Johan Rydberg jrydberg at gnu.org
Sat Dec 3 17:31:01 GMT 2005


Hi,

I would like to give the Transport API a needed overhaul.  As I see it
there are two major changes needed; 

 (1) get rid of the file-or-string arguments to the methods, replace them 
     with only file-like objects, and

 (2) let methods such as "put" and "append" return file-like objects to
     which data can be written.

My reason to want to do (1) is that it is just plain ugly.

The main reason for (2), to switch from a "pull" to a "push" approach,
is to make it easier for history formats such as knits and history
deltas.  If you are gonna build a file and store it using a transport
you normally have to create a StringIO-object and invoke "put". This
means that the whole file is kept in memory until written.  Not good.

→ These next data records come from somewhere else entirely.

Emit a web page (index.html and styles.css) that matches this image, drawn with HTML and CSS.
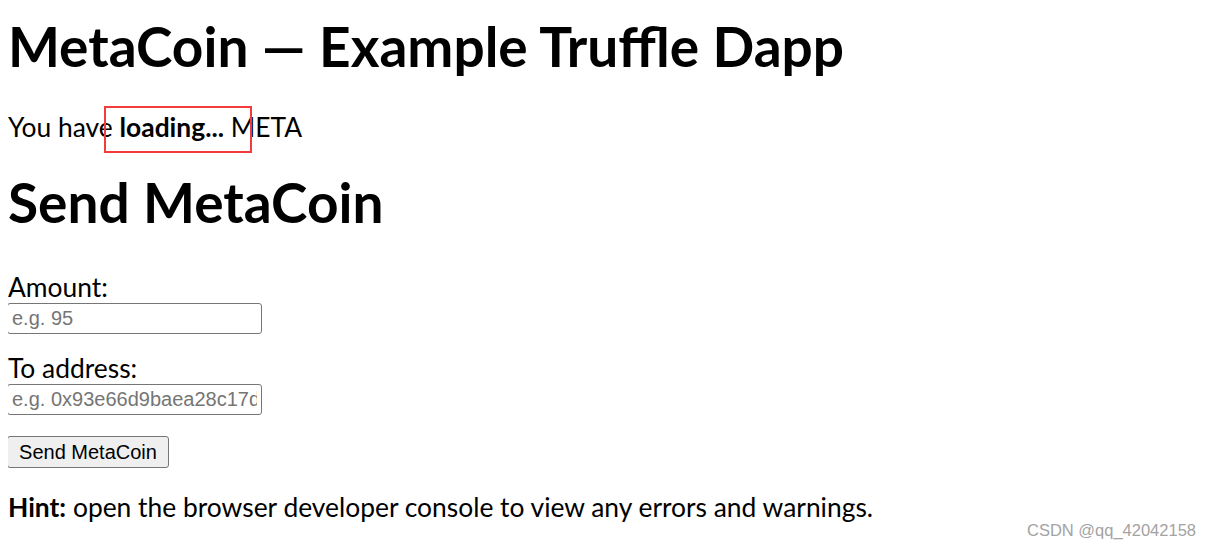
FILE: index.html
```html
<!DOCTYPE html>
<html lang="en">
<head>
<meta charset="utf-8">
<title>MetaCoin - Truffle Webpack Example w/ Frontend</title>
<link rel="stylesheet" href="styles.css">
</head>
<body>
<h1 class="title">MetaCoin — Example Truffle Dapp</h1>
<p class="balance-line">You have <strong class="balance">loading...</strong> META<span class="mark"></span></p>
<h1 class="send-title">Send MetaCoin</h1>
<label class="field-label first" for="amount">Amount:</label>
<input class="field" type="text" id="amount" placeholder="e.g. 95">
<label class="field-label" for="receiver">To address:</label>
<input class="field" type="text" id="receiver" placeholder="e.g. 0x93e66d9baea28c17d9fc393b53e3fbdd76899dae">
<button class="send-btn" type="button">Send MetaCoin</button>
<p class="hint"><strong>Hint:</strong> open the browser developer console to view any errors and warnings.</p>
<div class="watermark">CSDN @qq_42042158</div>
</body>
</html>
```
FILE: styles.css
```css
body {
  margin: 8px;
  font-family: "Lato", "Open Sans", sans-serif;
  font-size: 26.4px;
  color: #000;
  background: #fff;
}

.title,
.send-title {
  font-size: 55px;
  line-height: 66px;
  font-weight: bold;
  margin: 5px 0 0;
}

.send-title {
  margin-top: 26px;
}

.balance-line {
  position: relative;
  margin: 32px 0 0;
  line-height: 32px;
}

.balance {
  font-weight: bold;
}

.mark {
  position: absolute;
  left: 96px;
  top: -5px;
  width: 148px;
  height: 47px;
  box-sizing: border-box;
  border: 2px solid #f23c3c;
}

.field-label {
  display: block;
  line-height: 32px;
  margin-top: 18px;
}

.field-label.first {
  margin-top: 36px;
}

.field {
  display: block;
  box-sizing: border-box;
  width: 255px;
  height: 31px;
  margin: 0 0 0 -1px;
  padding: 0 4px;
  border: 1px solid #767676;
  border-radius: 3px;
  font-family: "Liberation Sans", Arial, sans-serif;
  font-size: 20px;
  color: #000;
  background: #fff;
}

.field::placeholder {
  color: #757575;
}

.send-btn {
  display: block;
  box-sizing: border-box;
  width: 162px;
  height: 32px;
  margin: 21px 0 0 -1px;
  padding: 0;
  border: 1px solid #767676;
  border-radius: 3px;
  background: #efefef;
  font-family: "Liberation Sans", Arial, sans-serif;
  font-size: 20px;
  color: #000;
}

.hint {
  margin: 23px 0 0;
  line-height: 32px;
}

.watermark {
  position: absolute;
  top: 522px;
  right: 15px;
  font-family: "Liberation Sans", Arial, sans-serif;
  font-size: 16.5px;
  line-height: 16.5px;
  color: #a3a3a3;
  white-space: nowrap;
}
```
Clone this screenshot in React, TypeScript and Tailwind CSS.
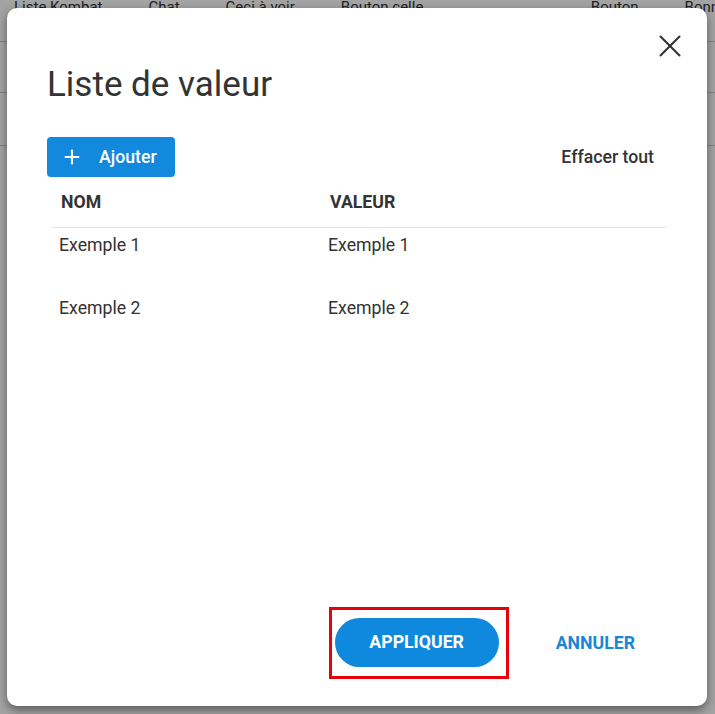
import { X, Plus } from 'lucide-react';

const rows = [
  { nom: 'Exemple 1', valeur: 'Exemple 1' },
  { nom: 'Exemple 2', valeur: 'Exemple 2' },
];

function BackgroundPage() {
  return (
    <div className="flex h-full w-full flex-col bg-white text-[15px] text-[#333]">
      <div className="-mt-[3px] flex h-[20px] items-center gap-[46px] whitespace-nowrap pl-[14px] leading-[20px]">
        <span>Liste Kombat</span>
        <span>Chat</span>
        <span>Ceci à voir</span>
        <span>Bouton celle</span>
        <span className="ml-auto">Bouton</span>
        <span className="-mr-[20px]">Bonnée</span>
      </div>
      <div className="h-[25px] border-b border-[#ccc]" />
      <div className="h-[51px] border-b border-[#ccc]" />
      <div className="h-[53px] border-b border-[#ccc]" />
      <div className="flex-1" />
    </div>
  );
}

export default function App() {
  return (
    <div
      className="relative h-[714px] w-[715px] overflow-hidden"
      style={{ fontFamily: 'Roboto, "Liberation Sans", sans-serif' }}
    >
      <BackgroundPage />
      <div className="absolute inset-0 bg-black/[0.36]" />

      <div className="absolute left-[7px] top-[8px] flex h-[698px] w-[700px] flex-col rounded-[10px] bg-white shadow-[0_4px_10px_rgba(0,0,0,0.45)]">
        <div className="flex justify-end pr-[27px] pt-[28px]">
          <button className="flex h-[20px] w-[20px] items-center justify-center text-[#333]">
            <X size={38} strokeWidth={1.3} className="shrink-0" />
          </button>
        </div>

        <h1 className="mt-[9px] pl-[40px] text-[35px] font-normal leading-[40px] text-[#333]">
          Liste de valeur
        </h1>

        <div className="mt-[32px] flex items-center justify-between pl-[40px] pr-[53px] text-[17.7px]">
          <button className="flex h-[40px] w-[128px] items-center gap-[16px] rounded-[4px] bg-[#1289dc] pl-[14px] font-medium text-white">
            <Plus size={22} strokeWidth={2.3} />
            <span>Ajouter</span>
          </button>
          <button className="font-medium text-[#333]">Effacer tout</button>
        </div>

        <div className="ml-[44px] mr-[40px] mt-[1px] flex flex-col text-[17.7px] text-[#333]">
          <div className="flex h-[50px] items-center border-b border-[#e3e3e3] font-bold">
            <div className="w-[269px] pl-[10px]">NOM</div>
            <div className="flex-1 pl-[10px]">VALEUR</div>
          </div>
          {rows.map((r) => (
            <div key={r.nom} className="flex h-[63px] items-start pt-[4px]">
              <div className="w-[269px] pl-[8px]">{r.nom}</div>
              <div className="flex-1 pl-[8px]">{r.valeur}</div>
            </div>
          ))}
        </div>

        <div className="flex-1" />

        <div className="mb-[27px] flex items-center justify-end pr-[72px] text-[17.7px]">
          <div className="border-[3px] border-[#e8000b] pb-[9px] pl-[3px] pr-[7px] pt-[8px]">
            <button className="h-[49px] w-[164px] rounded-full bg-[#0e89de] font-bold text-white">
              APPLIQUER
            </button>
          </div>
          <button className="ml-[47px] font-bold text-[#1a86d6]">ANNULER</button>
        </div>
      </div>
    </div>
  );
}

The current methods with current signatures can be renamed to
something like "store" and "store_multi" if the need is there.

Current usage:

   fp = StringIO()
   fp.write(...)
   print >>fp, 'data'
   fp.seek(0, 0)
   transport.put(path, fp)

Would change to:

   fp = transport.put(path)
   fp.write(...)
   print >>fp, 'data'
   fp.close()

The explicit close is needed to signal that we are done with the file
and the actual contents can be stored.  Some transports, like ftp,
might need to keep a the contents in a temporary file until close() is
invoked, but I see no problem with that.

Another issue with the current API is that there is no way of knowing
that the file-like object that "get" returns is seekable.  This is
important for both knits and history deltas.  

I'll write a test that verified that the objects returned by "get" has
a seek-method, and propose we add it to bzrlib.tests, just to keep track
that transports returns sane objects.